The digital computers can be found in industries such as automotive, chemical, mining, pharmaceutical, and water and wastewater treatment. PLCs can operate using five programming languages.
“They (PLCs) sit patiently waiting for responses, which are called inputs, from integrated components to then decide when, where, why and how long something should occur and then decide what happens next,” said Corey Mayo, lead instructor in Texas State Technical College’s Robotics and Industrial Controls Technology program at the Waco campus.
Students in several of TSTC’s technical programs are learning the PLC skills needed to stand out in the job market.

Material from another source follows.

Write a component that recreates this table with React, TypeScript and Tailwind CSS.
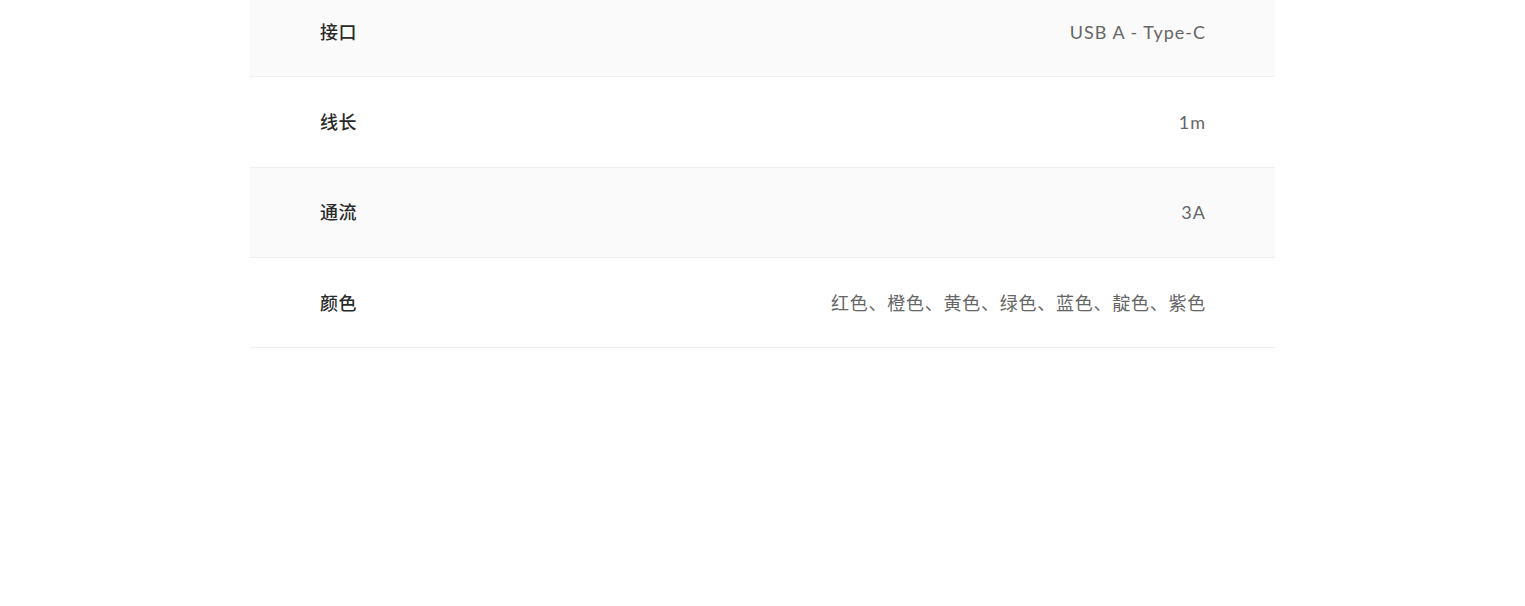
const SPECS = [
  { label: '接口', value: 'USB A - Type-C', latin: true },
  { label: '线长', value: '1m', latin: true },
  { label: '通流', value: '3A', latin: true },
  { label: '颜色', value: '红色、橙色、黄色、绿色、蓝色、靛色、紫色', latin: false },
]

export default function App() {
  return (
    <div
      className="w-full h-[606px] bg-white overflow-hidden"
      style={{ fontFamily: 'Lato, "Noto Sans CJK SC", sans-serif' }}
    >
      <div className="w-[1025px] mx-auto mt-[-13px]">
        {SPECS.map((row, i) => (
          <div
            key={row.label}
            className={
              'h-[90.3px] flex items-center justify-between px-[70px] pt-[1px] border-b border-[#efefef] ' +
              (i % 2 === 0 ? 'bg-[#fafafa]' : 'bg-white')
            }
          >
            <span className="text-[18px] font-medium text-[#2a2a2a] tracking-[0.5px]">{row.label}</span>
            <span
              className={
                'text-[18px] text-[#666] mr-[-1px] ' +
                (row.latin ? 'tracking-[1px]' : 'tracking-[0.75px]')
              }
            >
              {row.value}
            </span>
          </div>
        ))}
      </div>
    </div>
  )
}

Students in the Automation and Controls Technology program at TSTC’s Marshall campus take two classes in PLC automation. Some of the companies that have hired program graduates are TraC-n-trol Inc. and Vitesco Technologies.
“If we teach (students) how to create control systems, they can more easily learn to troubleshoot them because they know what is behind the curtain,” said Troy Powledge, an instructor in the Automation and Controls Technology program.
Students in TSTC’s Electrical Power and Controls program take a PLC class in their third semester, focusing on logic schemes and microcompressor controls. Paul Withers, the program’s senior instructor at the Waco campus, said students take the class only after they have taken the Motor Control class in the second semester.
“A technician needs to have an understanding of what these systems are capable of, how they function and interface with other equipment, and how to monitor, modify and upgrade to more modern controls,” Withers said.
Some of the Texas jobs related to PLCs currently posted on Indeed.com are paying at least $80,000 a year. These include automation and controls engineers, industrial maintenance technicians, and process control engineers.
Illinois-based LAUNCH Technical Workforce Solutions is a staffing company specializing in the aviation, diesel and manufacturing industries. The company is currently recruiting for a company in Fort Bend County, where TSTC has a campus.
“Finding people with experience working with PLCs is incredibly challenging,” said Ryan Hair, the company’s recruiting operations manager. “It is a premier skill to gain and to learn and could be an invaluable asset for anyone now and down the road in his or her career.”
Mayo said the fact that his Robotics and Industrial Controls Technology students can identify the parts of a PLC goes a long way with TSTC’s industry partners. He said being able to troubleshoot and understand programming is a bonus.
“PLCs are everywhere and only becoming more commonplace to improve a company’s output,” Mayo said.